WHAT YOU ARE ASKED TO DO: Repeat every line exactly, keeping the pictures out of the copy.

=======

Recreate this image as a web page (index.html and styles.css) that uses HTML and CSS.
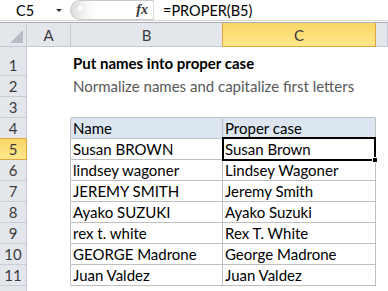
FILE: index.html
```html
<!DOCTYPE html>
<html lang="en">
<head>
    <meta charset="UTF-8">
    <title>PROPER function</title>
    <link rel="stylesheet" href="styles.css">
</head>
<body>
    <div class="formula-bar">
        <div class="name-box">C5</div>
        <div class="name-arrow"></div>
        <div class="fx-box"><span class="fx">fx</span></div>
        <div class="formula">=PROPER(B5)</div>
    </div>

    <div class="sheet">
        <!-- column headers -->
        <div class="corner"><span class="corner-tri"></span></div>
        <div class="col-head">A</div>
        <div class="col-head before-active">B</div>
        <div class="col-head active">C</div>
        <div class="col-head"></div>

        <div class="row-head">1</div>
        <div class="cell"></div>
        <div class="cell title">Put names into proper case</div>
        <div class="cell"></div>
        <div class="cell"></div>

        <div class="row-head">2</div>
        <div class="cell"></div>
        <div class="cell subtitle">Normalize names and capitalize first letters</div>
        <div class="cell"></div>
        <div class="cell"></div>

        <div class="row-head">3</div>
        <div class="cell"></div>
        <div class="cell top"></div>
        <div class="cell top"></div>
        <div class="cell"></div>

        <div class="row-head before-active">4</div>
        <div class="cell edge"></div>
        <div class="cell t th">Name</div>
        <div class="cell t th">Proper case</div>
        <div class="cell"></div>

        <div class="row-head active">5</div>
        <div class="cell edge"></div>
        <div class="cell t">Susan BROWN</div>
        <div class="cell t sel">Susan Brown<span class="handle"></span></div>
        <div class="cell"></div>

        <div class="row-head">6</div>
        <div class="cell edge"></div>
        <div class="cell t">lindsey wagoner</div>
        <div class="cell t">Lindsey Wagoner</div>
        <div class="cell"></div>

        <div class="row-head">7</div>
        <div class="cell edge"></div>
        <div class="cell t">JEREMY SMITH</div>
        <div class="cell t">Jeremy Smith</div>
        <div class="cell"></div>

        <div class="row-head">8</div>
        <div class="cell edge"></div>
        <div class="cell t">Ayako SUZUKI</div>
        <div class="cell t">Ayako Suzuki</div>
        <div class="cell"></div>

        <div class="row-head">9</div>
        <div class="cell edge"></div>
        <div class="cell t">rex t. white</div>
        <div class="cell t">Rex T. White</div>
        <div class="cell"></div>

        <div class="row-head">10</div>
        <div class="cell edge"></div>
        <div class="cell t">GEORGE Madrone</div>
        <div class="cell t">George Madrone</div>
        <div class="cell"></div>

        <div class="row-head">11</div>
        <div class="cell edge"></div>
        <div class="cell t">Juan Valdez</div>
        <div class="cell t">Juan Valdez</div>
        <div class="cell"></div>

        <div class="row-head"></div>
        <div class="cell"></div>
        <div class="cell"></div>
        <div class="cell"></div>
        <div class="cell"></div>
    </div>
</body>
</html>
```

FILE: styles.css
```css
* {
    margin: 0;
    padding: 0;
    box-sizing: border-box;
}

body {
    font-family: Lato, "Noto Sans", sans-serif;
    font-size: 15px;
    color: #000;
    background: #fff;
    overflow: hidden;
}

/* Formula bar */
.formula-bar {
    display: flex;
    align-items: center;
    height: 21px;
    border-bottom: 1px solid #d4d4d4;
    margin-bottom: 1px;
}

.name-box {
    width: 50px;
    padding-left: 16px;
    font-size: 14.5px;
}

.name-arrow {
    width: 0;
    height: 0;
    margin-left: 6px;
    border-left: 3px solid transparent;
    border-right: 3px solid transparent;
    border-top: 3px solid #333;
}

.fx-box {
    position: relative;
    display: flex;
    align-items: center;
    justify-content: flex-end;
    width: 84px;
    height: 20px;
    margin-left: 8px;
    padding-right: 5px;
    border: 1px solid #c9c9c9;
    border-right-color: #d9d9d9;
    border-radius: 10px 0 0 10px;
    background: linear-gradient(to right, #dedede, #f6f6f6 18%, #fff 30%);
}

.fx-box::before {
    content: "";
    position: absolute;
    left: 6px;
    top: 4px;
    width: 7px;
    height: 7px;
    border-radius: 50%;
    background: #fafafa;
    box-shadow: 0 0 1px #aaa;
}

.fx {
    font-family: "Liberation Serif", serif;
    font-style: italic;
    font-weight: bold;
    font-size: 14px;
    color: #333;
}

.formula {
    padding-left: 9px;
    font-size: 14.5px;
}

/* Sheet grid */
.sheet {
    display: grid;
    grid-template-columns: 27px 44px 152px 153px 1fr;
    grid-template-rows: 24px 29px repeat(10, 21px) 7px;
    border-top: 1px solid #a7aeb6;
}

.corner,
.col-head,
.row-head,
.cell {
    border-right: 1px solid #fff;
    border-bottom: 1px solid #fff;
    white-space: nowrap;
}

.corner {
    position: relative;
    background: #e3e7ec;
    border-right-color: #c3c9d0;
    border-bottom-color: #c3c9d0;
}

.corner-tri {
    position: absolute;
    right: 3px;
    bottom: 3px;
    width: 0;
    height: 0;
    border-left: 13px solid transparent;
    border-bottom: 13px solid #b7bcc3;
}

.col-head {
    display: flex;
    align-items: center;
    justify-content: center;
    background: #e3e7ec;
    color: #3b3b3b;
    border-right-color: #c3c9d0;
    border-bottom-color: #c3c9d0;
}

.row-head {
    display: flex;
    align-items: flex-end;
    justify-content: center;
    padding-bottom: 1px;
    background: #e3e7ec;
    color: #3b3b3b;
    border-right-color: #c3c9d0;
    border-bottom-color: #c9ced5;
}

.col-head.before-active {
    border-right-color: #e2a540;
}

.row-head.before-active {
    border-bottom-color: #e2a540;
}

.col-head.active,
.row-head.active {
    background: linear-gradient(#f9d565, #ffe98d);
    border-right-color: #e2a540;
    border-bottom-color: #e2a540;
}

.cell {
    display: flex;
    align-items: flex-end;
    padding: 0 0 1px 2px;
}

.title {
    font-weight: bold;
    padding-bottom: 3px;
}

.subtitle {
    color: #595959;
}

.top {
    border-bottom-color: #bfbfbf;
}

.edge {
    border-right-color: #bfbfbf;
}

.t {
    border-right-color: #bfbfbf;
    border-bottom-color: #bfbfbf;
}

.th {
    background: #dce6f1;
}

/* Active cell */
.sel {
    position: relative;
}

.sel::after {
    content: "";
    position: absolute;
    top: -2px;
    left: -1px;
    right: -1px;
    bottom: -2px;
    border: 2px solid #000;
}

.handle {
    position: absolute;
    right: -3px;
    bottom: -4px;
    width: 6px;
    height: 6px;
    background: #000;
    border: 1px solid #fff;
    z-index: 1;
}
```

=======

SOLUTION FOR THIS PROBLEM:
Recreate this image as a web page (index.html and styles.css) that uses HTML and CSS.
FILE: index.html
```html
<!DOCTYPE html>
<html lang="en">
<head>
    <meta charset="UTF-8">
    <title>PROPER function</title>
    <link rel="stylesheet" href="styles.css">
</head>
<body>
    <div class="formula-bar">
        <div class="name-box">C5</div>
        <div class="name-arrow"></div>
        <div class="fx-box"><span class="fx">fx</span></div>
        <div class="formula">=PROPER(B5)</div>
    </div>

    <div class="sheet">
        <!-- column headers -->
        <div class="corner"><span class="corner-tri"></span></div>
        <div class="col-head">A</div>
        <div class="col-head before-active">B</div>
        <div class="col-head active">C</div>
        <div class="col-head"></div>

        <div class="row-head">1</div>
        <div class="cell"></div>
        <div class="cell title">Put names into proper case</div>
        <div class="cell"></div>
        <div class="cell"></div>

        <div class="row-head">2</div>
        <div class="cell"></div>
        <div class="cell subtitle">Normalize names and capitalize first letters</div>
        <div class="cell"></div>
        <div class="cell"></div>

        <div class="row-head">3</div>
        <div class="cell"></div>
        <div class="cell top"></div>
        <div class="cell top"></div>
        <div class="cell"></div>

        <div class="row-head before-active">4</div>
        <div class="cell edge"></div>
        <div class="cell t th">Name</div>
        <div class="cell t th">Proper case</div>
        <div class="cell"></div>

        <div class="row-head active">5</div>
        <div class="cell edge"></div>
        <div class="cell t">Susan BROWN</div>
        <div class="cell t sel">Susan Brown<span class="handle"></span></div>
        <div class="cell"></div>

        <div class="row-head">6</div>
        <div class="cell edge"></div>
        <div class="cell t">lindsey wagoner</div>
        <div class="cell t">Lindsey Wagoner</div>
        <div class="cell"></div>

        <div class="row-head">7</div>
        <div class="cell edge"></div>
        <div class="cell t">JEREMY SMITH</div>
        <div class="cell t">Jeremy Smith</div>
        <div class="cell"></div>

        <div class="row-head">8</div>
        <div class="cell edge"></div>
        <div class="cell t">Ayako SUZUKI</div>
        <div class="cell t">Ayako Suzuki</div>
        <div class="cell"></div>

        <div class="row-head">9</div>
        <div class="cell edge"></div>
        <div class="cell t">rex t. white</div>
        <div class="cell t">Rex T. White</div>
        <div class="cell"></div>

        <div class="row-head">10</div>
        <div class="cell edge"></div>
        <div class="cell t">GEORGE Madrone</div>
        <div class="cell t">George Madrone</div>
        <div class="cell"></div>

        <div class="row-head">11</div>
        <div class="cell edge"></div>
        <div class="cell t">Juan Valdez</div>
        <div class="cell t">Juan Valdez</div>
        <div class="cell"></div>

        <div class="row-head"></div>
        <div class="cell"></div>
        <div class="cell"></div>
        <div class="cell"></div>
        <div class="cell"></div>
    </div>
</body>
</html>
```

FILE: styles.css
```css
* {
    margin: 0;
    padding: 0;
    box-sizing: border-box;
}

body {
    font-family: Lato, "Noto Sans", sans-serif;
    font-size: 15px;
    color: #000;
    background: #fff;
    overflow: hidden;
}

/* Formula bar */
.formula-bar {
    display: flex;
    align-items: center;
    height: 21px;
    border-bottom: 1px solid #d4d4d4;
    margin-bottom: 1px;
}

.name-box {
    width: 50px;
    padding-left: 16px;
    font-size: 14.5px;
}

.name-arrow {
    width: 0;
    height: 0;
    margin-left: 6px;
    border-left: 3px solid transparent;
    border-right: 3px solid transparent;
    border-top: 3px solid #333;
}

.fx-box {
    position: relative;
    display: flex;
    align-items: center;
    justify-content: flex-end;
    width: 84px;
    height: 20px;
    margin-left: 8px;
    padding-right: 5px;
    border: 1px solid #c9c9c9;
    border-right-color: #d9d9d9;
    border-radius: 10px 0 0 10px;
    background: linear-gradient(to right, #dedede, #f6f6f6 18%, #fff 30%);
}

.fx-box::before {
    content: "";
    position: absolute;
    left: 6px;
    top: 4px;
    width: 7px;
    height: 7px;
    border-radius: 50%;
    background: #fafafa;
    box-shadow: 0 0 1px #aaa;
}

.fx {
    font-family: "Liberation Serif", serif;
    font-style: italic;
    font-weight: bold;
    font-size: 14px;
    color: #333;
}

.formula {
    padding-left: 9px;
    font-size: 14.5px;
}

/* Sheet grid */
.sheet {
    display: grid;
    grid-template-columns: 27px 44px 152px 153px 1fr;
    grid-template-rows: 24px 29px repeat(10, 21px) 7px;
    border-top: 1px solid #a7aeb6;
}

.corner,
.col-head,
.row-head,
.cell {
    border-right: 1px solid #fff;
    border-bottom: 1px solid #fff;
    white-space: nowrap;
}

.corner {
    position: relative;
    background: #e3e7ec;
    border-right-color: #c3c9d0;
    border-bottom-color: #c3c9d0;
}

.corner-tri {
    position: absolute;
    right: 3px;
    bottom: 3px;
    width: 0;
    height: 0;
    border-left: 13px solid transparent;
    border-bottom: 13px solid #b7bcc3;
}

.col-head {
    display: flex;
    align-items: center;
    justify-content: center;
    background: #e3e7ec;
    color: #3b3b3b;
    border-right-color: #c3c9d0;
    border-bottom-color: #c3c9d0;
}

.row-head {
    display: flex;
    align-items: flex-end;
    justify-content: center;
    padding-bottom: 1px;
    background: #e3e7ec;
    color: #3b3b3b;
    border-right-color: #c3c9d0;
    border-bottom-color: #c9ced5;
}

.col-head.before-active {
    border-right-color: #e2a540;
}

.row-head.before-active {
    border-bottom-color: #e2a540;
}

.col-head.active,
.row-head.active {
    background: linear-gradient(#f9d565, #ffe98d);
    border-right-color: #e2a540;
    border-bottom-color: #e2a540;
}

.cell {
    display: flex;
    align-items: flex-end;
    padding: 0 0 1px 2px;
}

.title {
    font-weight: bold;
    padding-bottom: 3px;
}

.subtitle {
    color: #595959;
}

.top {
    border-bottom-color: #bfbfbf;
}

.edge {
    border-right-color: #bfbfbf;
}

.t {
    border-right-color: #bfbfbf;
    border-bottom-color: #bfbfbf;
}

.th {
    background: #dce6f1;
}

/* Active cell */
.sel {
    position: relative;
}

.sel::after {
    content: "";
    position: absolute;
    top: -2px;
    left: -1px;
    right: -1px;
    bottom: -2px;
    border: 2px solid #000;
}

.handle {
    position: absolute;
    right: -3px;
    bottom: -4px;
    width: 6px;
    height: 6px;
    background: #000;
    border: 1px solid #fff;
    z-index: 1;
}
```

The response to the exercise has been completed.